Records for this exercise:
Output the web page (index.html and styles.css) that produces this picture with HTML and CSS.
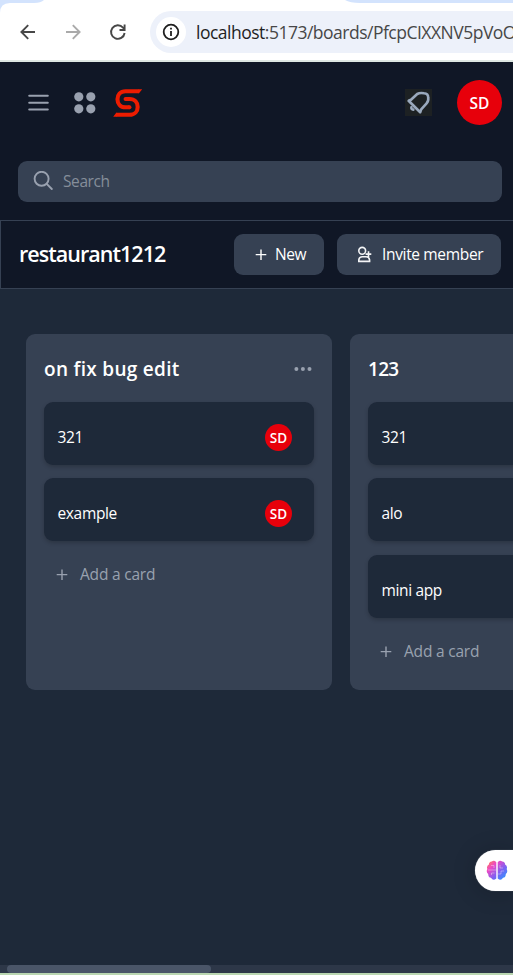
FILE: index.html
```html
<!DOCTYPE html>
<html lang="en">
<head>
<meta charset="utf-8">
<title>restaurant1212</title>
<link rel="stylesheet" href="styles.css">
</head>
<body>
<div class="browser">
  <svg class="tabs" width="513" height="14" viewBox="0 0 513 14"><path d="M0 0H44Q41 3 34 3H10Q0 3 0 13ZM345 0H513V3H360Q350 3 345 0Z" fill="#d3e3fd"/></svg>
  <svg class="nav-icon" width="18" height="18" viewBox="0 0 18 18" fill="none" stroke="#474747" stroke-width="1.9"><path d="M16 9H3M9.2 2.2L2.4 9L9.2 15.8"/></svg>
  <svg class="nav-icon" width="18" height="18" viewBox="0 0 18 18" fill="none" stroke="#aaa" stroke-width="1.9"><path d="M2 9H15M8.8 2.2L15.6 9L8.8 15.8"/></svg>
  <svg class="nav-icon" width="18" height="18" viewBox="0 0 18 18" fill="none" stroke="#474747" stroke-width="1.9"><path d="M15.6 10A6.8 6.8 0 1 1 14 4.6L15.3 6M10.5 7H15.6V1.6"/></svg>
  <div class="address">
    <span class="info"><svg width="18" height="18" viewBox="0 0 18 18" fill="none" stroke="#1f1f1f" stroke-width="1.8"><circle cx="9" cy="9" r="7.3"/><path d="M9 8V13M9 4.8V6.6"/></svg></span>
    <span class="url"><b>localhost</b>:5173/boards/PfcpCIXXNV5pVoO</span>
  </div>
</div>
<header class="header">
  <div class="topbar">
    <svg class="menu" width="21" height="18" viewBox="0 0 21 18" stroke="#99a1af" stroke-width="2" stroke-linecap="round"><path d="M1.2 1.7H19.8M1.2 8.7H19.8M1.2 15.5H19.8"/></svg>
    <svg class="apps" width="22" height="22" viewBox="0 0 22 22" fill="#99a1af"><circle cx="4.8" cy="4.8" r="4.6"/><circle cx="16.8" cy="4.8" r="4.6"/><circle cx="4.8" cy="16.8" r="4.6"/><circle cx="16.8" cy="16.8" r="4.6"/></svg>
    <svg class="logo" width="30" height="30" viewBox="0 0 30 30" fill="none" stroke="#ed1c00" stroke-width="4.1"><path d="M26 3.2H12.5C1.8 3.2 1.8 19.3 12.5 19.3H16.5"/><path d="M3 26.8H16.5C27.4 26.8 27.4 11 16.5 11H12.5"/><g fill="#ed1c00" stroke="none"><circle cx="16.4" cy="19.3" r="2.05"/><circle cx="12.6" cy="11" r="2.05"/><path d="M25.5 1.15H29.2L26 5.25H25.5ZM3.5 28.85H.2L3.2 24.75H3.5Z"/></g></svg>
    <svg class="bell" width="27" height="27" viewBox="0 0 27 27"><path d="M0 0H27V27H0Z" fill="#1d2123"/><g fill="none" stroke="#9aa9bd" stroke-width="2.6" stroke-linejoin="round" stroke-linecap="round"><path d="M3.6 11.8L6 10.7L12.2 5Q15 3.5 19 4.3Q23.2 4.5 23.2 8.5Q23.8 12 21.6 14.4L16.2 20.4L15.2 23.2Z"/><path d="M6.4 18.3Q6 20.5 8.3 20.6"/></g></svg>
    <span class="avatar">SD</span>
  </div>
  <div class="search">
    <svg width="20" height="20" viewBox="0 0 20 20" fill="none" stroke="#99a1af" stroke-width="1.9" stroke-linecap="round"><circle cx="8.6" cy="7.8" r="7"/><path d="M13.7 12.9L18.8 18"/></svg>
    <span>Search</span>
  </div>
</header>
<div class="boardbar">
  <h1>restaurant1212</h1>
  <button class="btn new"><svg width="12" height="12" viewBox="0 0 12 12" stroke="#fff" stroke-width="1.4"><path d="M6 .5V11M.7 5.6H11.3"/></svg><span>New</span></button>
  <button class="btn invite"><svg width="16" height="18" viewBox="0 0 16 18" fill="none" stroke="#f3f4f6" stroke-width="1.6"><circle cx="5.2" cy="4.8" r="3.4"/><path d="M1.8 15.4V13.8Q2.3 10.8 5.3 10.8H9.1Q12 10.8 12.6 13.8V15.4ZM8.6 8.1H14.3M11.5 5.3V10.9"/></svg><span>Invite member</span></button>
</div>
<main class="board">
  <section class="column">
    <div class="column-head"><h2>on fix bug edit</h2><svg width="20" height="5" viewBox="0 0 20 5" fill="#99a1af"><circle cx="2.4" cy="2" r="2"/><circle cx="8.9" cy="2" r="2"/><circle cx="15.5" cy="2" r="2"/></svg></div>
    <div class="card"><span>321</span><i>SD</i></div>
    <div class="card"><span>example</span><i>SD</i></div>
    <div class="add"><svg width="12" height="12" viewBox="0 0 12 12" stroke="#99a1af" stroke-width="1.4"><path d="M6 .5V11M.7 5.6H11.3"/></svg><span>Add a card</span></div>
  </section>
  <section class="column">
    <div class="column-head"><h2 class="digits">123</h2></div>
    <div class="card"><span>321</span></div>
    <div class="card"><span>alo</span></div>
    <div class="card"><span>mini app</span></div>
    <div class="add"><svg width="12" height="12" viewBox="0 0 12 12" stroke="#99a1af" stroke-width="1.4"><path d="M6 .5V11M.7 5.6H11.3"/></svg><span>Add a card</span></div>
  </section>
</main>
<div class="scrollbar"><div class="thumb"></div></div>
<div class="assistant"><svg width="22" height="21" viewBox="0 0 22 21"><defs><linearGradient id="g" x1="0" y1="0" x2="1" y2="1"><stop offset="0" stop-color="#ff8a45"/><stop offset=".28" stop-color="#ef48c3"/><stop offset=".62" stop-color="#7a62f4"/><stop offset="1" stop-color="#1ba5ff"/></linearGradient></defs><path fill="url(#g)" d="M10.3 2.2Q8-.2 5.8 1.5Q2.8 1.8 2.9 4.6Q.2 6.3 1.3 9Q-.2 12.1 2.2 14Q2.1 17.2 5 17.8Q7 21.5 10.3 18.6ZM11.7 2.2Q14-.2 16.2 1.5Q19.2 1.8 19.1 4.6Q21.8 6.3 20.7 9Q22.2 12.1 19.8 14Q19.9 17.2 17 17.8Q15 21.5 11.7 18.6Z"/><g fill="none" stroke="#fff" stroke-opacity=".4" stroke-width=".9"><path d="M5 5.5H8V8M2 10H10M5.5 15V13H8.5M14 5V8H17M12 14H15V11H18"/></g></svg></div>
</body>
</html>
```
FILE: styles.css
```css
* { box-sizing: border-box; }
body { margin: 0; width: 513px; height: 975px; overflow: hidden; display: flex; flex-direction: column; background: #1e2939; color: #fff; font: 15.5px/24px "Open Sans", "Noto Sans", sans-serif; }
svg { display: block; flex: none; }
h1, h2 { margin: 0; font-weight: 600; white-space: nowrap; }

.browser { position: relative; flex: none; height: 62px; background: #fff; border-bottom: 2px solid #dfe8e3; display: flex; align-items: center; padding: 3px 0 0 19px; gap: 27px; overflow: hidden; }
.tabs { position: absolute; left: 0; top: 0; }
.nav-icon { flex: none; }
.address { flex: 1; min-width: 0; height: 42px; margin-left: -4px; border-radius: 21px 0 0 21px; background: #edf1fa; display: flex; align-items: center; padding-left: 6px; overflow: hidden; }
.info { flex: none; width: 30px; height: 30px; border-radius: 50%; background: #fff; display: grid; place-items: center; }
.url { margin-left: 10px; font-size: 17.5px; color: #474747; white-space: nowrap; letter-spacing: -.5px; }
.url b { font-weight: 400; color: #1f1f1f; }

.header { flex: none; height: 158px; padding: 18px 11px 18px 18px; background: #101726; }
.topbar { height: 45px; display: flex; align-items: center; }
.menu { margin-left: 10px; }
.apps { margin-left: 25px; }
.logo { margin-left: 17px; }
.bell { margin-left: auto; }
.avatar { width: 45px; height: 45px; margin-left: 25px; border-radius: 50%; background: #e7000b; display: grid; place-items: center; font-size: 15.5px; font-weight: 600; }
.search { height: 41px; margin-top: 36px; border-radius: 9px; background: #364153; display: flex; align-items: center; gap: 10px; padding: 0 0 1px 15px; color: #858e9a; letter-spacing: -.4px; }

.boardbar { flex: none; height: 69px; border: 1px solid #364153; border-right: 0; background: #101726; display: flex; align-items: center; padding: 0 12px 0 18px; }
h1 { font-size: 21.5px; letter-spacing: -.97px; padding-bottom: 2px; }
.btn { height: 41px; border: 0; border-radius: 9px; background: #364153; color: #fff; display: flex; align-items: center; font: inherit; white-space: nowrap; padding: 0; }
.btn span, .add span { padding-bottom: 2px; }
.new { width: 90px; margin-left: auto; padding-left: 21px; gap: 8px; letter-spacing: -.4px; }
.invite { width: 164px; margin-left: 13px; padding-left: 20px; gap: 9px; letter-spacing: -.34px; }

.board { flex: 1; display: flex; align-items: flex-start; gap: 18px; padding: 45px 0 0 26px; overflow: hidden; }
.column { flex: none; width: 306px; height: 356px; border-radius: 9px; background: #364153; padding: 18px; }
.column-head { height: 34px; margin-bottom: 16px; display: flex; align-items: center; justify-content: space-between; }
h2 { font-size: 19px; letter-spacing: .3px; }
.digits { letter-spacing: -.7px; }
.card { height: 63px; margin-bottom: 13.4px; border-radius: 9px; background: #1e2939; box-shadow: 0 2px 4px #0003; display: flex; align-items: center; justify-content: space-between; padding: 8px 22px 0 13.5px; letter-spacing: -.35px; }
.card span { padding-bottom: 1px; }
.card i { width: 27px; height: 27px; border-radius: 50%; background: #e7000b; display: grid; place-items: center; font-style: normal; font-size: 13.5px; font-weight: 600; letter-spacing: 0; }
.add { height: 41px; display: flex; align-items: center; gap: 12px; padding-left: 12px; color: #99a1af; letter-spacing: -.2px; }

.scrollbar { flex: none; height: 10px; padding-left: 7px; background: #2d3748; border-bottom: 2px solid #bad7b1; }
.thumb { width: 204px; height: 8px; border-radius: 4px; background: #4a5568; }
.assistant { position: absolute; left: 475px; top: 850px; width: 38px; height: 41px; border-radius: 21px 0 0 21px; background: #fff; box-shadow: 0 0 1px #fff8, 0 2px 24px #0003; padding: 10px 0 0 11px; overflow: hidden; }
```
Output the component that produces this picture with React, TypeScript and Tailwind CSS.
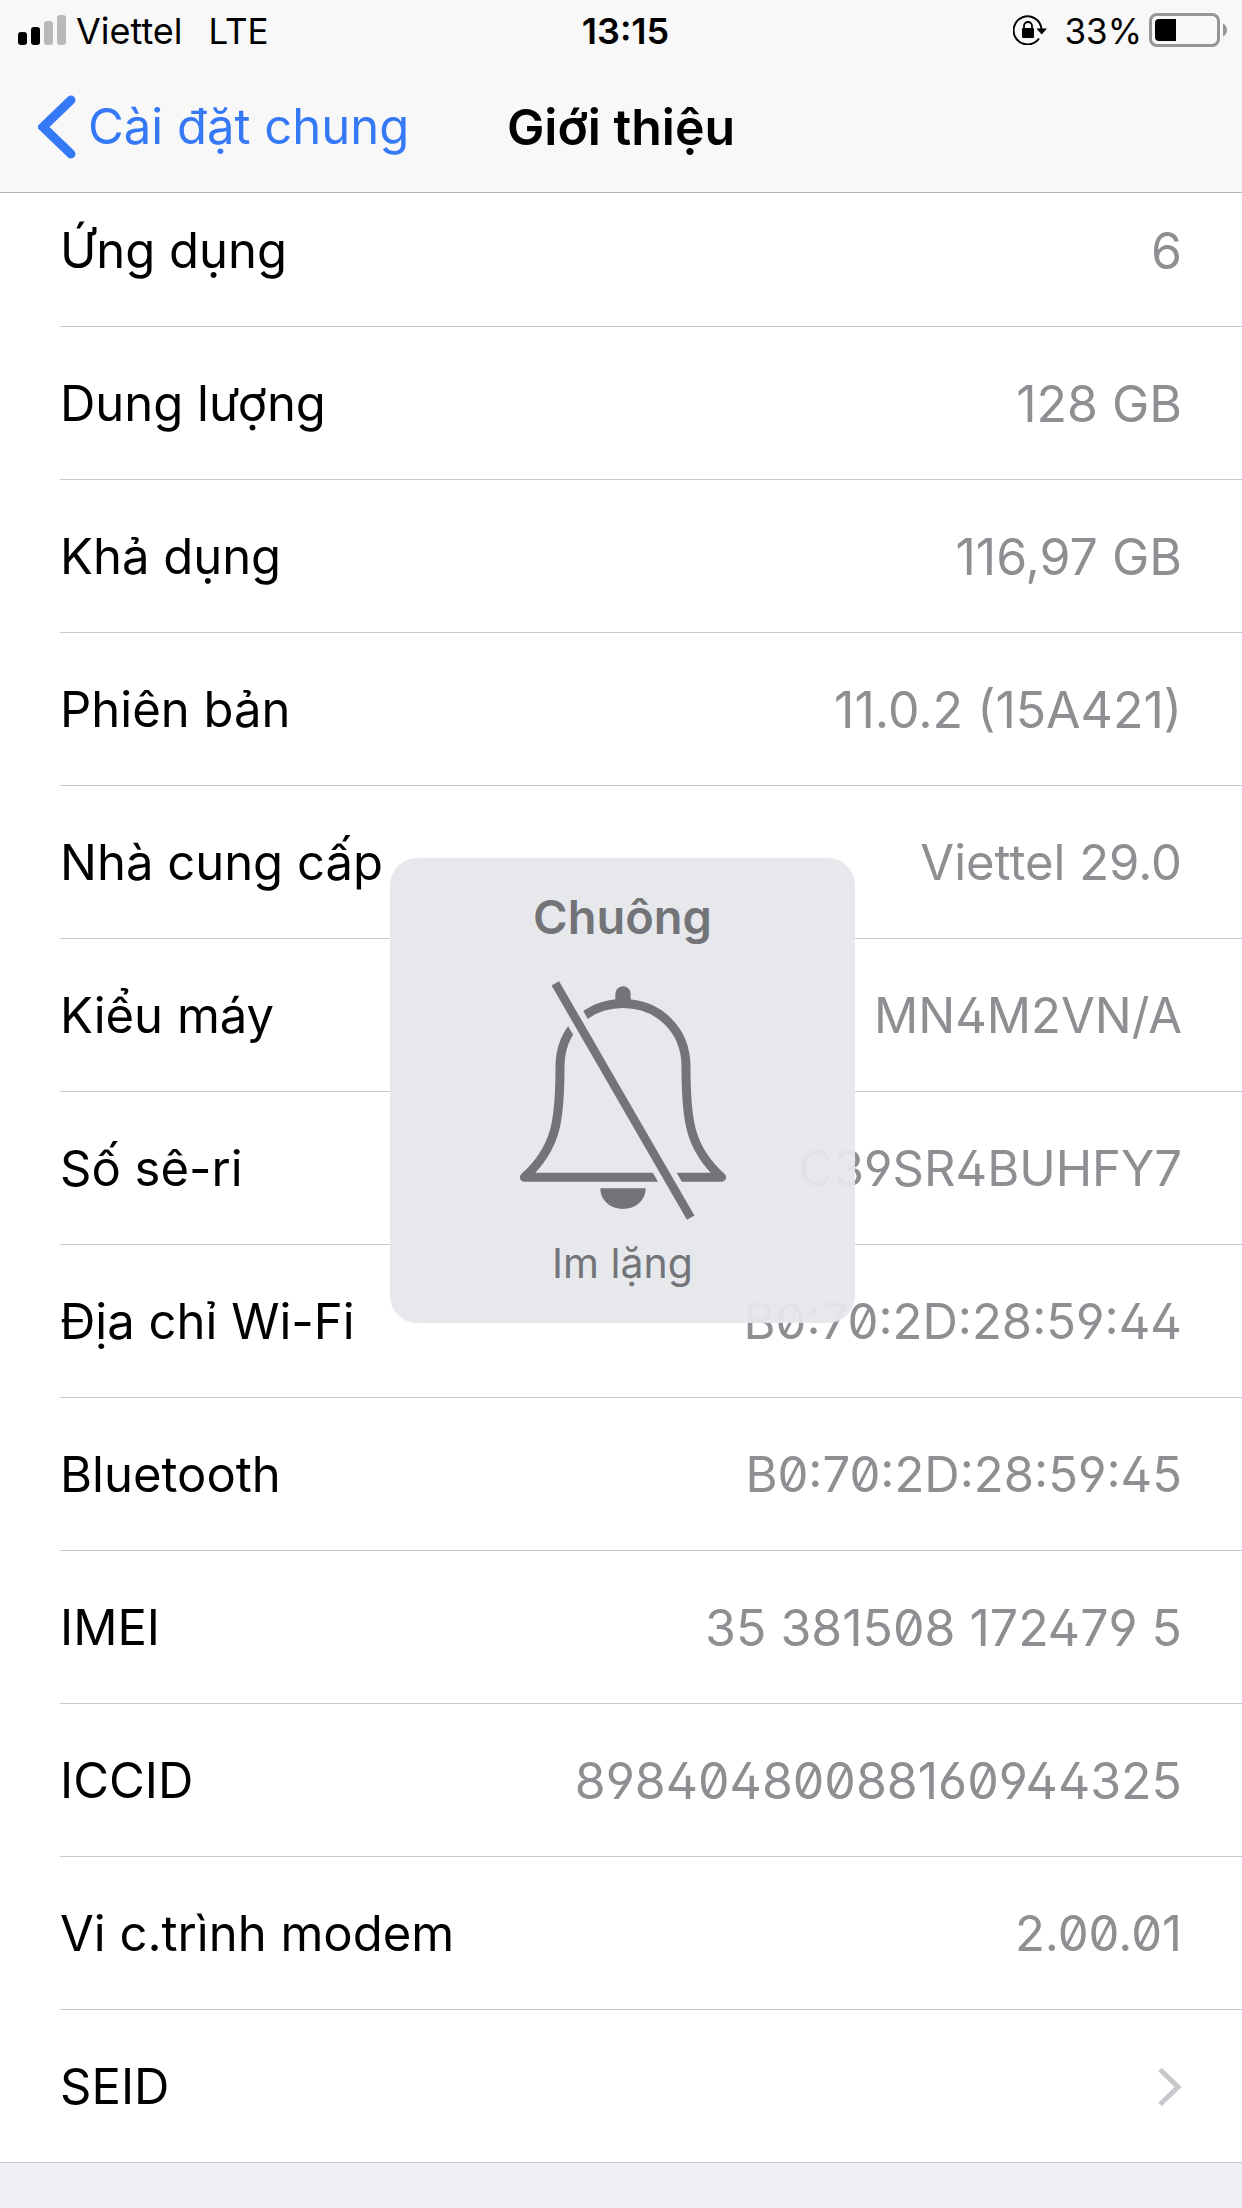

What to work on: Find the word "that" and list each line it appears in.

Output for this exercise:
Output the web page (index.html and styles.css) that produces this picture with HTML and CSS.
Output the component that produces this picture with React, TypeScript and Tailwind CSS.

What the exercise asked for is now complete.